◆ Supplied information
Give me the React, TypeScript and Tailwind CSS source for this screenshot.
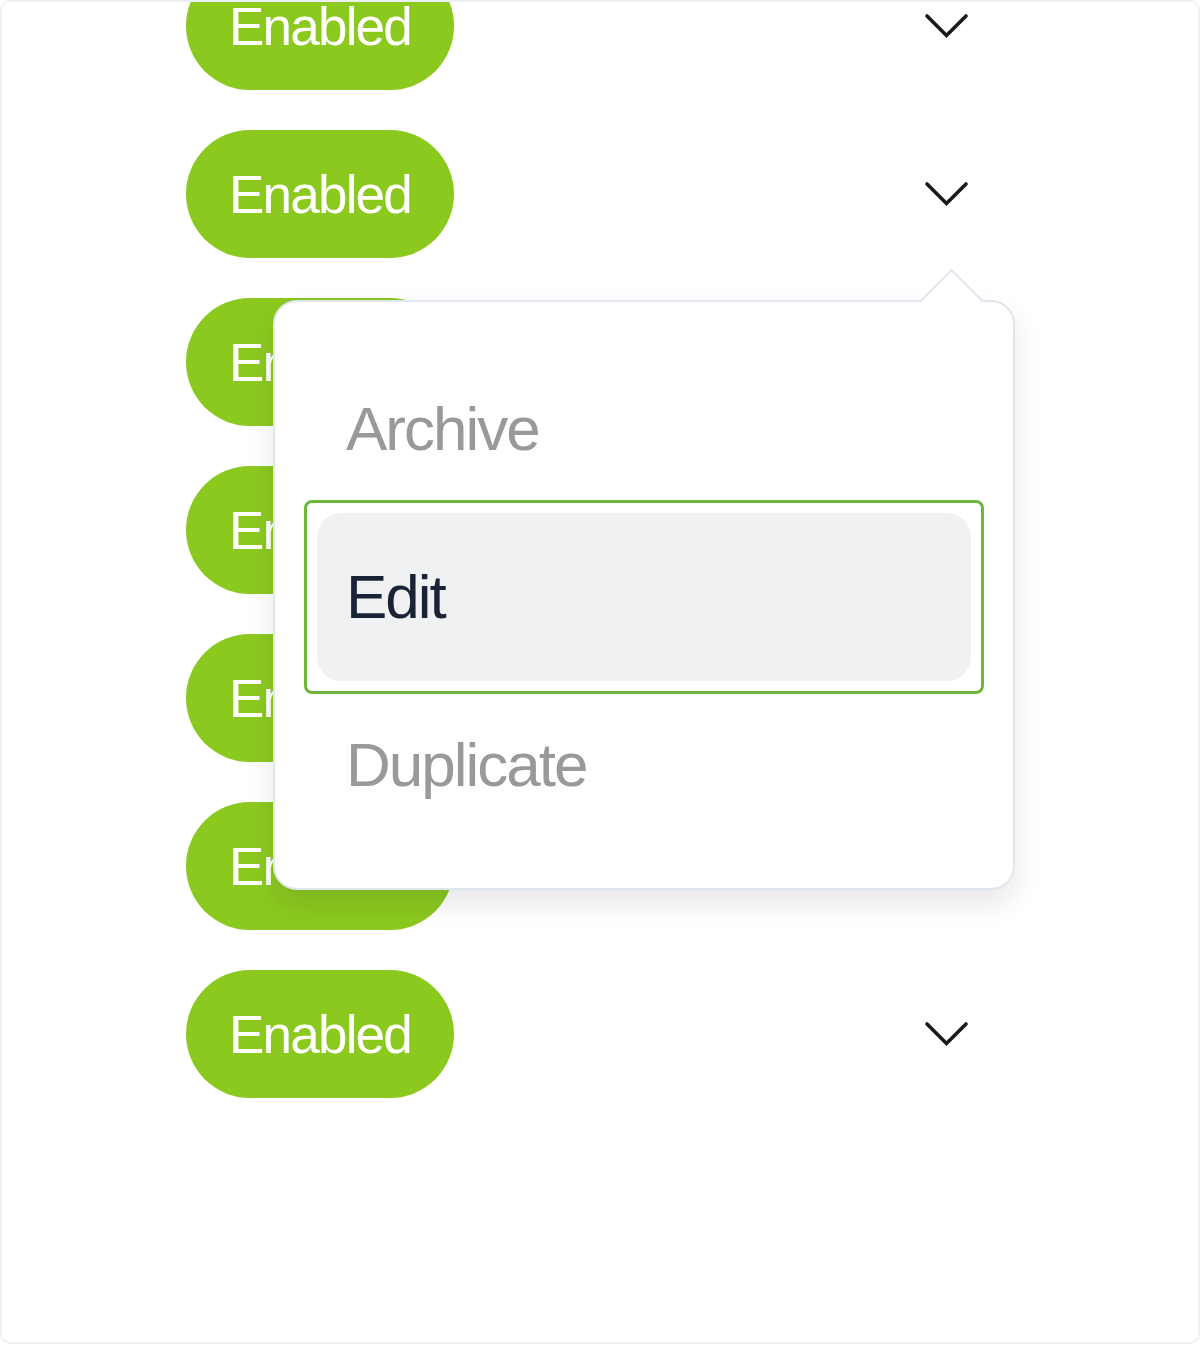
import React from "react";

const Chevron = () => (
  <svg width="48" height="28" viewBox="0 0 48 28" fill="none" className="shrink-0">
    <polyline points="4,4 23.5,23.5 43,4" stroke="#1a1a1c" strokeWidth="3.6" strokeLinecap="round" strokeLinejoin="miter" />
  </svg>
);

const Pill = () => (
  <div className="flex h-[128px] w-[268px] shrink-0 items-center justify-center rounded-full bg-[#8bc91f]">
    <span className="text-[53px] leading-none tracking-[-1.8px] text-white" style={{ fontFamily: '"Liberation Sans", Arial, sans-serif' }}>
      Enabled
    </span>
  </div>
);

export default function App() {
  const rows = [0, 1, 2, 3, 4, 5, 6];
  return (
    <div className="h-[1345px] w-[1200px] bg-white" style={{ fontFamily: '"Liberation Sans", Arial, sans-serif' }}>
      <div className="relative h-[1344px] w-[1200px] overflow-hidden rounded-[10px] border-2 border-[#eef0f5] bg-white">
        <div className="mt-[-40px] flex flex-col gap-[40px]">
          {rows.map((r) => (
            <div key={r} className="ml-[184px] flex h-[128px] items-center gap-[469px]">
              <Pill />
              <Chevron />
            </div>
          ))}
        </div>

        <div className="absolute left-[271px] top-[298px] h-[590px] w-[742px] rounded-[24px] border-2 border-[#dfe6ef] bg-white shadow-[0_14px_28px_rgba(15,23,42,0.10)]">
          <div className="absolute left-[654px] top-[-24.5px] h-[45px] w-[45px] rotate-45 border-l-2 border-t-2 border-[#dfe6ef] bg-white" />
          <div className="relative flex flex-col px-[42px] pb-[39px] pt-[43px]">
            <div className="flex h-[168px] items-center rounded-[24px] pl-[29px]">
              <span className="text-[62px] leading-none tracking-[-2px] text-[#999999]">Archive</span>
            </div>
            <div className="relative flex h-[168px] items-center rounded-[24px] bg-[#f0f1f3] pl-[29px]">
              <div className="absolute -inset-[13px] rounded-[8px] border-[3px] border-[#6cb73a]" />
              <span className="text-[62px] leading-none tracking-[-2px] text-[#1a2235]">Edit</span>
            </div>
            <div className="flex h-[168px] items-center rounded-[24px] pl-[29px]">
              <span className="text-[62px] leading-none tracking-[-2px] text-[#999999]">Duplicate</span>
            </div>
          </div>
        </div>
      </div>
    </div>
  );
}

◆ The problem
Word for word, quote the full listing, omitting every picture.

◆ Task response
Give me the React, TypeScript and Tailwind CSS source for this screenshot.
import React from "react";

const Chevron = () => (
  <svg width="48" height="28" viewBox="0 0 48 28" fill="none" className="shrink-0">
    <polyline points="4,4 23.5,23.5 43,4" stroke="#1a1a1c" strokeWidth="3.6" strokeLinecap="round" strokeLinejoin="miter" />
  </svg>
);

const Pill = () => (
  <div className="flex h-[128px] w-[268px] shrink-0 items-center justify-center rounded-full bg-[#8bc91f]">
    <span className="text-[53px] leading-none tracking-[-1.8px] text-white" style={{ fontFamily: '"Liberation Sans", Arial, sans-serif' }}>
      Enabled
    </span>
  </div>
);

export default function App() {
  const rows = [0, 1, 2, 3, 4, 5, 6];
  return (
    <div className="h-[1345px] w-[1200px] bg-white" style={{ fontFamily: '"Liberation Sans", Arial, sans-serif' }}>
      <div className="relative h-[1344px] w-[1200px] overflow-hidden rounded-[10px] border-2 border-[#eef0f5] bg-white">
        <div className="mt-[-40px] flex flex-col gap-[40px]">
          {rows.map((r) => (
            <div key={r} className="ml-[184px] flex h-[128px] items-center gap-[469px]">
              <Pill />
              <Chevron />
            </div>
          ))}
        </div>

        <div className="absolute left-[271px] top-[298px] h-[590px] w-[742px] rounded-[24px] border-2 border-[#dfe6ef] bg-white shadow-[0_14px_28px_rgba(15,23,42,0.10)]">
          <div className="absolute left-[654px] top-[-24.5px] h-[45px] w-[45px] rotate-45 border-l-2 border-t-2 border-[#dfe6ef] bg-white" />
          <div className="relative flex flex-col px-[42px] pb-[39px] pt-[43px]">
            <div className="flex h-[168px] items-center rounded-[24px] pl-[29px]">
              <span className="text-[62px] leading-none tracking-[-2px] text-[#999999]">Archive</span>
            </div>
            <div className="relative flex h-[168px] items-center rounded-[24px] bg-[#f0f1f3] pl-[29px]">
              <div className="absolute -inset-[13px] rounded-[8px] border-[3px] border-[#6cb73a]" />
              <span className="text-[62px] leading-none tracking-[-2px] text-[#1a2235]">Edit</span>
            </div>
            <div className="flex h-[168px] items-center rounded-[24px] pl-[29px]">
              <span className="text-[62px] leading-none tracking-[-2px] text-[#999999]">Duplicate</span>
            </div>
          </div>
        </div>
      </div>
    </div>
  );
}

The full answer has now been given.